Another area very dear to AFCAC is the promotion of women and youth in aviation in Africa. The under-representation of women in aviation is not simply a concern for gender equality in the workforce and women’s rights, rather, the low number of employed women directly contribute to the general shortfall of skilled manpower in the aviation industry.
If the industry is to meet the projected level of skilled manpower requirements for the projected industry growth, then the recruitment of and retention of women and youth will be vital to satisfy demand. This is why has consistently focused on and promoted the Human Resources Development Fund (HRDF) which was initiated through a Declaration by the African Ministers at the Third Session of the Conference of African Ministers of Transport, held in Malabo, Equatorial Guinea from 7 to 11 April 2014. The objective of HRDF is to provide a mechanism which will allow for the collection and use of voluntary contributions from States and other Donors and identify and develop opportunities for capacity-building in civil aviation in African States.
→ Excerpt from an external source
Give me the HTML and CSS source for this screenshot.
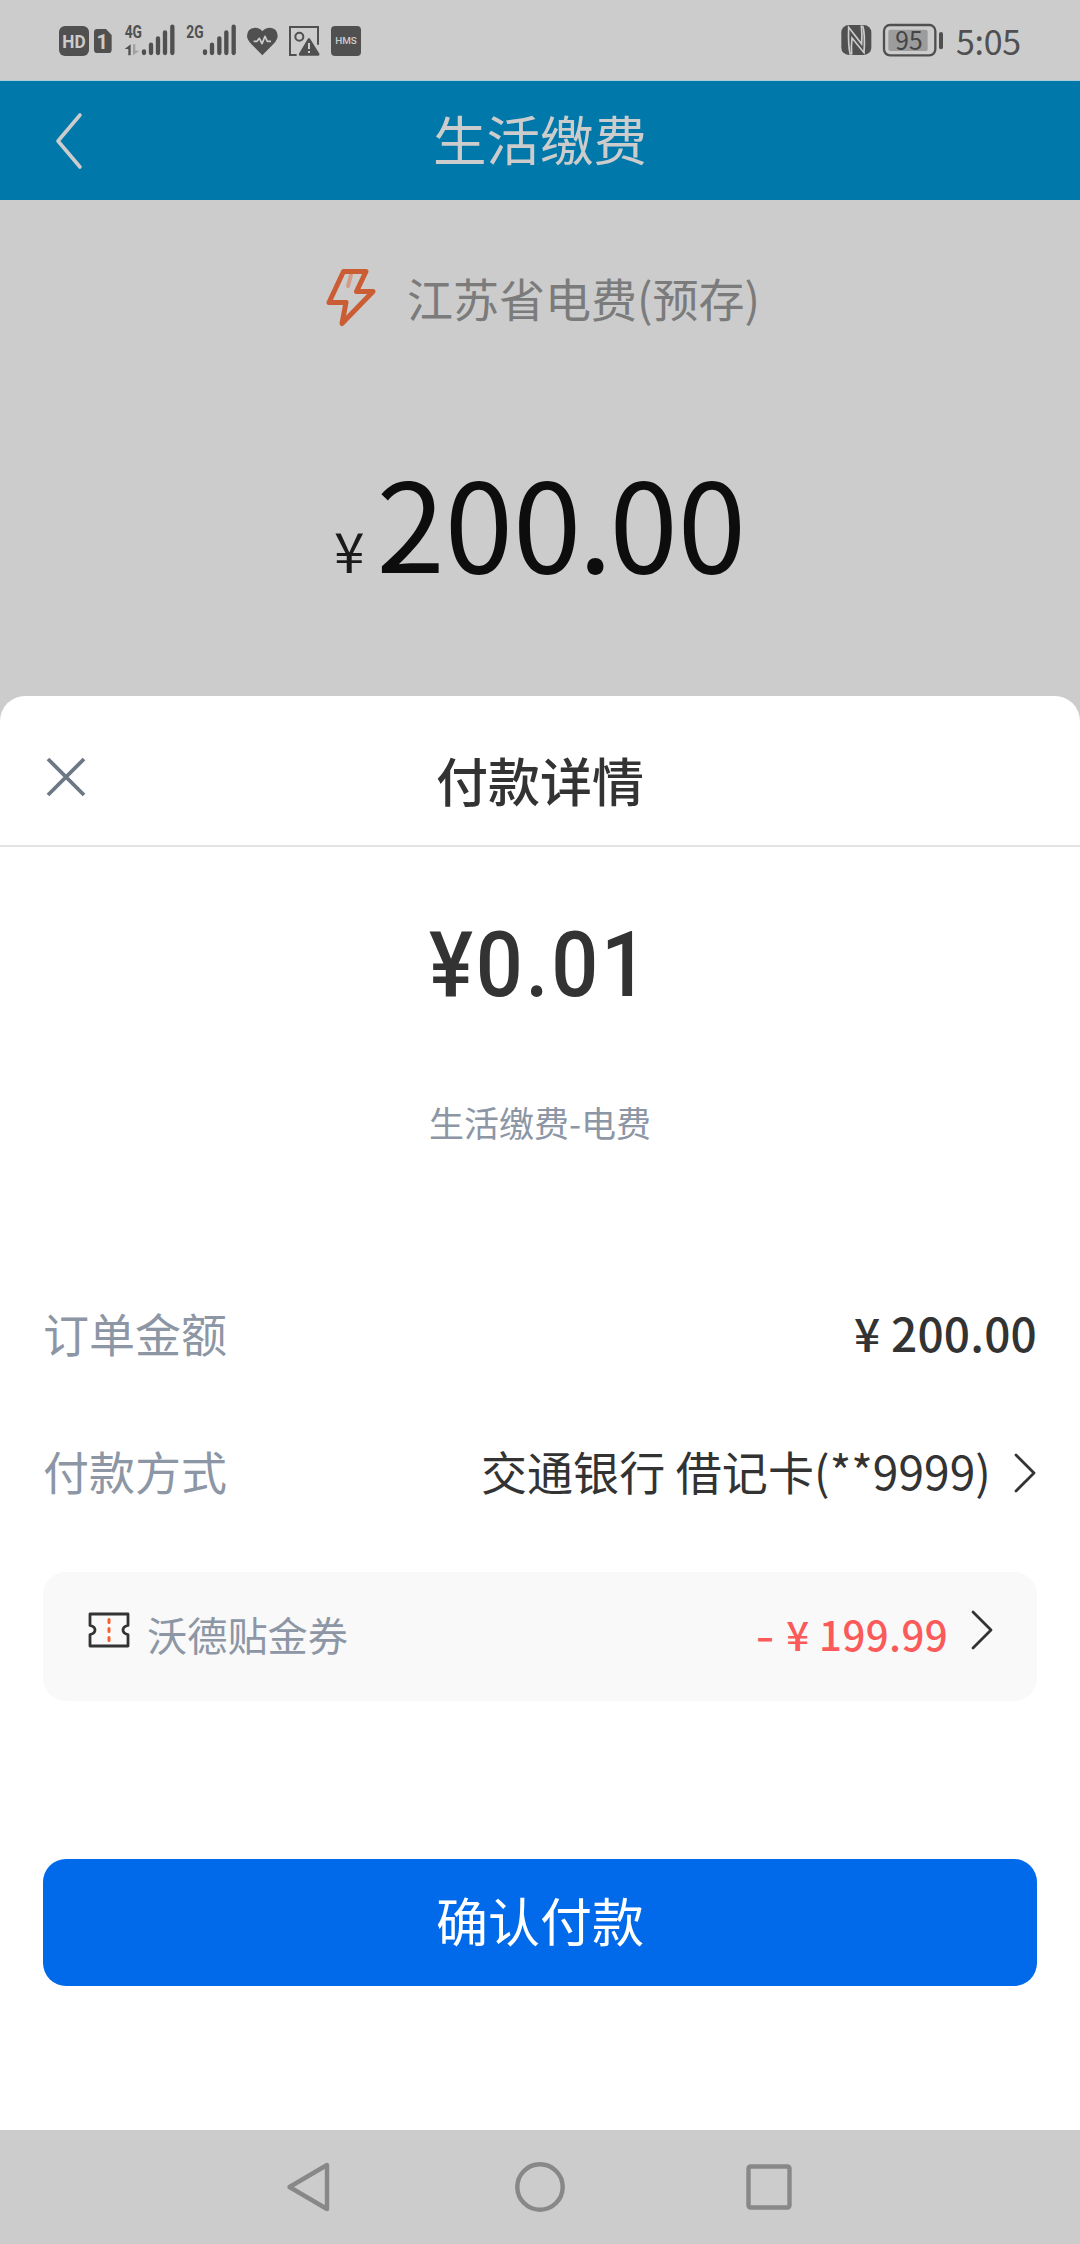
FILE: index.html
```html
<!DOCTYPE html>
<html lang="zh-CN">
<head>
<meta charset="utf-8">
<title>付款详情</title>
<link rel="stylesheet" href="styles.css">
</head>
<body>
<header class="status">
  <div class="status-icons">
    <svg width="30" height="40" viewBox="57 60 90 120"><rect x="57" y="78" width="90" height="90" rx="18" fill="#505050"/><text x="102" y="143" class="t-din" font-size="55" textLength="70" lengthAdjust="spacingAndGlyphs" fill="#ccc">HD</text></svg>
    <svg class="sim" width="18" height="40" viewBox="162 60 54 120"><path d="M172 87h26l17 18v44q0 10-10 10h-33q-10 0-10-10V97q0-10 10-10z" fill="#505050"/><text x="187" y="146" class="t-din" font-size="60" fill="#ccc">1</text></svg>
    <svg class="sig" width="51" height="40" viewBox="252 60 153 120"><text x="280" y="114" class="t-din" font-size="54" textLength="52" lengthAdjust="spacingAndGlyphs" fill="#505050">4G</text><path d="M272 133v33h-7v-19h-11z" fill="#505050"/><path d="M279 133v33l19-14h-12v-19z" fill="#a0a0a0"/><g stroke="#505050" stroke-width="13" stroke-linecap="round"><path d="M312 154v5M333 134v25M354 115v44M375 97v62M397 80v79"/></g></svg>
    <svg class="sig2" width="50" height="40" viewBox="437 60 150 120"><text x="464" y="114" class="t-din" font-size="54" textLength="52" lengthAdjust="spacingAndGlyphs" fill="#505050">2G</text><g stroke="#505050" stroke-width="13" stroke-linecap="round"><path d="M494 154v5M515 134v25M537 115v44M558 97v62M580 80v79"/></g></svg>
    <svg class="heart" width="31" height="40" viewBox="620 60 93 120"><path d="M666 166L632 131Q620 118 620 107Q621 84 644 83Q659 83 666 94Q674 83 689 83Q711 84 712 107Q712 118 700 131z" fill="#505050"/><path d="M640 124h10l7-9 8 16 9-22 7 15h11" fill="none" stroke="#ccc" stroke-width="5" stroke-linejoin="round"/></svg>
    <svg class="pic" width="30" height="40" viewBox="747 60 90 120"><path d="M770 165H750V81H834V134" fill="none" stroke="#505050" stroke-width="6"/><circle cx="778" cy="110" r="12" fill="none" stroke="#505050" stroke-width="6"/><path d="M807 119l27 44h-53z" fill="#505050" stroke="#505050" stroke-width="9" stroke-linejoin="round"/><path d="M807 129v18M807 153v6" stroke="#ccc" stroke-width="6"/></svg>
    <svg class="hms" width="30" height="40" viewBox="873 60 90 120"><rect x="873" y="78" width="90" height="90" rx="12" fill="#505050"/><text x="918" y="132" class="t-hms" font-size="27" textLength="65" lengthAdjust="spacingAndGlyphs" fill="#ccc">HMS</text></svg>
  </div>
  <div class="status-right">
    <svg width="31" height="40" viewBox="63 60 93 120"><rect x="64" y="75" width="90" height="90" rx="22" fill="#505050"/><path d="M91 164Q84 140 86 82L125 132Q127 105 124 76" fill="none" stroke="#ccc" stroke-width="5"/><path d="M128 77Q136 100 132 158L96 114Q93 140 95 164" fill="none" stroke="#ccc" stroke-width="5"/></svg>
    <svg class="battery" width="61" height="40" viewBox="190 60 183 120"><rect x="193" y="75" width="154" height="91" rx="18" fill="none" stroke="#505050" stroke-width="7"/><rect x="206" y="89" width="118" height="64" rx="6" fill="#9c9c9c"/><rect x="358" y="96" width="12" height="52" rx="6" fill="#505050"/><text x="268" y="149" class="t-cjk" font-size="75" textLength="82" lengthAdjust="spacingAndGlyphs" fill="#444">95</text></svg>
    <span class="clock">5:05</span>
  </div>
</header>
<nav class="topbar">
  <svg class="back" width="30" height="58" viewBox="0 0 30 58"><path d="M26 3L4 29L26 55" fill="none" stroke="#ccc" stroke-width="3.6" stroke-linecap="round" stroke-linejoin="round"/></svg>
  <h1>生活缴费</h1>
</nav>
<main class="bill">
  <div class="biller">
    <svg width="50" height="58" viewBox="0 0 50 58"><path d="M25 6l-3 11" stroke="#d39c88" stroke-width="4" stroke-linecap="round"/><path d="M17.500 2.500H40L30.500 22.500H47L16 54.500L20 33.500H3z" fill="none" stroke="#cb5d34" stroke-width="5" stroke-linejoin="round"/></svg>
    <span>江苏省电费(预存)</span>
  </div>
  <div class="bill-amount"><span class="yen">¥</span><span class="num">200<i>.</i>00</span></div>
</main>
<section class="sheet">
  <div class="sheet-head">
    <svg class="close" width="40" height="40" viewBox="0 0 40 40"><path d="M2 2L38 38M38 2L2 38" stroke="#6d7885" stroke-width="3.800"/></svg>
    <h2>付款详情</h2>
  </div>
  <div class="pay">¥0.01</div>
  <div class="desc">生活缴费-电费</div>
  <div class="row order"><span class="label">订单金额</span><span class="value strong">¥ 200.00</span></div>
  <div class="row method"><span class="label">付款方式</span><span class="value">交通银行 借记卡(**9999)</span>
    <svg class="chev" width="24" height="40" viewBox="0 0 24 40"><path d="M3 2L21 20L3 38" fill="none" stroke="#333" stroke-width="2.800" stroke-linecap="round" stroke-linejoin="round"/></svg>
  </div>
  <div class="coupon">
    <svg class="ticket" width="42" height="36" viewBox="0 0 42 36"><path d="M2 2H40V13.500Q35 14.500 35 18Q35 21.500 40 22.500V34H2V22.500Q7 21.500 7 18Q7 14.500 2 13.500z" fill="none" stroke="#333" stroke-width="2.800" stroke-linejoin="round"/><path d="M21 7.500v3M21 16.500v3M21 25.500v3" stroke="#f4602f" stroke-width="3" stroke-linecap="round"/></svg>
    <span class="coupon-name">沃德贴金券</span>
    <span class="discount"><i>-</i> ¥ 199.99</span>
    <svg class="chev" width="24" height="40" viewBox="0 0 24 40"><path d="M3 2L21 20L3 38" fill="none" stroke="#333" stroke-width="2.800" stroke-linecap="round" stroke-linejoin="round"/></svg>
  </div>
  <button class="confirm">确认付款</button>
</section>
<footer class="sysnav">
  <svg width="44" height="52" viewBox="0 0 44 52"><path d="M41 4V48L3.500 26z" fill="none" stroke="#888" stroke-width="4.400" stroke-linejoin="round"/></svg>
  <svg class="home" width="52" height="52" viewBox="0 0 52 52"><circle cx="26" cy="26" r="22.700" fill="none" stroke="#888" stroke-width="4.400"/></svg>
  <svg width="46" height="46" viewBox="0 0 46 46"><rect x="2.500" y="2.500" width="41" height="41" rx="2" fill="none" stroke="#888" stroke-width="4.400"/></svg>
</footer>
</body>
</html>
```
FILE: styles.css
```css
* { box-sizing: border-box; }
body {
  margin: 0;
  width: 1080px;
  height: 2244px;
  display: flex;
  flex-direction: column;
  background: #ccc;
  color: #333;
  font-family: "Noto Sans CJK SC", sans-serif;
  overflow: hidden;
}
svg { display: block; flex: none; overflow: visible; }
h1, h2 { margin: 0; }
span, h1, h2 { white-space: nowrap; }

.status {
  height: 81px;
  padding: 0 59px;
  display: flex;
  justify-content: space-between;
  align-items: center;
  border-bottom: 1px solid #a9ccd8;
}
.status-icons, .status-right { display: flex; align-items: center; }
.sim { margin-left: 5px; }
.sig { margin-left: 12px; }
.sig2 { margin-left: 11px; }
.heart { margin-left: 11px; }
.pic { margin-left: 11px; }
.hms { margin-left: 12px; }
.battery { margin-left: 11px; }
.clock {
  margin-left: 12px;
  width: 65px;
  font-size: 34px;
  letter-spacing: -0.3px;
  line-height: 40px;
  padding-top: 1px;
  color: #505050;
}
.t-din { font-family: Roboto, sans-serif; font-weight: 700; text-anchor: middle; }
.t-hms { font-family: Roboto, sans-serif; font-weight: 500; text-anchor: middle; }
.t-cjk { font-family: "Noto Sans CJK SC", sans-serif; text-anchor: middle; }

.topbar {
  height: 119px;
  padding: 0 54px;
  display: grid;
  grid-template-columns: 30px 1fr 30px;
  align-items: center;
  background: #0078aa;
  color: #ccc;
}
.topbar h1 {
  text-align: center;
  font-size: 53.5px;
  font-weight: 400;
  line-height: 114px;
  height: 119px;
}

.bill { height: 496px; padding-top: 68px; }
.biller {
  display: flex;
  justify-content: center;
  align-items: center;
  height: 60px;
  padding-left: 6px;
  gap: 31px;
  font-size: 46px;
  line-height: 56px;
  color: #7b7b7b;
}
.biller span { margin-bottom: 2px; }
.bill-amount {
  display: flex;
  justify-content: center;
  align-items: baseline;
  margin-top: 91px;
  height: 200px;
  line-height: 200px;
}
.yen { font-size: 55px; margin-right: 12px; padding-bottom: 2px; color: #1a1a1a; }
.num { font-size: 123px; color: #0d0d0d; }
.num i { font-style: normal; margin: 0 -3px; }

.sheet {
  height: 1434px;
  background: #fff;
  border-radius: 25px 25px 0 0;
  padding: 0 43px;
}
.sheet-head {
  height: 151px;
  margin: 0 -43px;
  padding: 12px 46px 0;
  display: grid;
  grid-template-columns: 40px 1fr 40px;
  align-items: center;
  border-bottom: 2px solid #e4e4e4;
}
.sheet-head h2 { text-align: center; font-size: 52px; font-weight: 500; line-height: 76px; padding-top: 6px; }
.pay {
  margin-top: 58px;
  height: 120px;
  line-height: 120px;
  text-align: center;
  font-family: Roboto, sans-serif;
  font-weight: 500;
  font-size: 91px;
  letter-spacing: 3px;
  transform: scaleX(0.91);
}
.desc {
  margin-top: 72px;
  height: 50px;
  line-height: 50px;
  text-align: center;
  font-size: 35px;
  color: #8c96a5;
}
.row {
  display: flex;
  align-items: center;
  height: 70px;
  line-height: 70px;
  font-size: 46px;
}
.order { margin-top: 150px; }
.method { margin-top: 68px; }
.label { color: #8c96a5; flex: 1; }
.strong { font-weight: 500; letter-spacing: 0.2px; }
.method .value { letter-spacing: 0.1px; }
.row .chev { margin: 5px 0 0 22px; }
.coupon {
  margin-top: 67px;
  height: 129px;
  border-radius: 23px;
  background: #f9f9f9;
  padding: 0 43px 0 45px;
  display: flex;
  align-items: center;
  line-height: 60px;
  font-size: 40.2px;
}
.coupon svg { margin-bottom: 14px; }
.coupon span { margin-bottom: 6px; }
.coupon-name { margin-left: 17px; flex: 1; color: #8c96a5; }
.discount { color: #fa5a5a; font-weight: 500; letter-spacing: 0.4px; }
.discount i { display: inline-block; font-style: normal; transform: scaleX(1.3); margin-right: 4px; }
.coupon .chev { margin-left: 22px; }
.confirm {
  display: block;
  width: 100%;
  height: 127px;
  margin-top: 158px;
  padding: 0 0 6px;
  border: 0;
  border-radius: 23px;
  background: #006aea;
  color: #fff;
  font: 400 52px/121px "Noto Sans CJK SC", sans-serif;
}
.sysnav {
  height: 114px;
  padding: 0 288px 0 286px;
  display: flex;
  justify-content: space-between;
  align-items: center;
}
.home { margin-left: 3px; }
```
All these milestones are significant and they remain crucial to the realization of the Single African Air Transport Market in Africa and integration of the African continent in line with the AU Agenda 2063. Therefore, it is important for aviation stakeholders in Africa including the airlines and those in the aviation value chain to sustain mutual cooperation and collaboration for the purpose of sharing resources, acquiring mutual support and achieving cooperative development in order to help address areas of deficiencies, harness opportunities in the aviation arena and build on our many common aviation interests.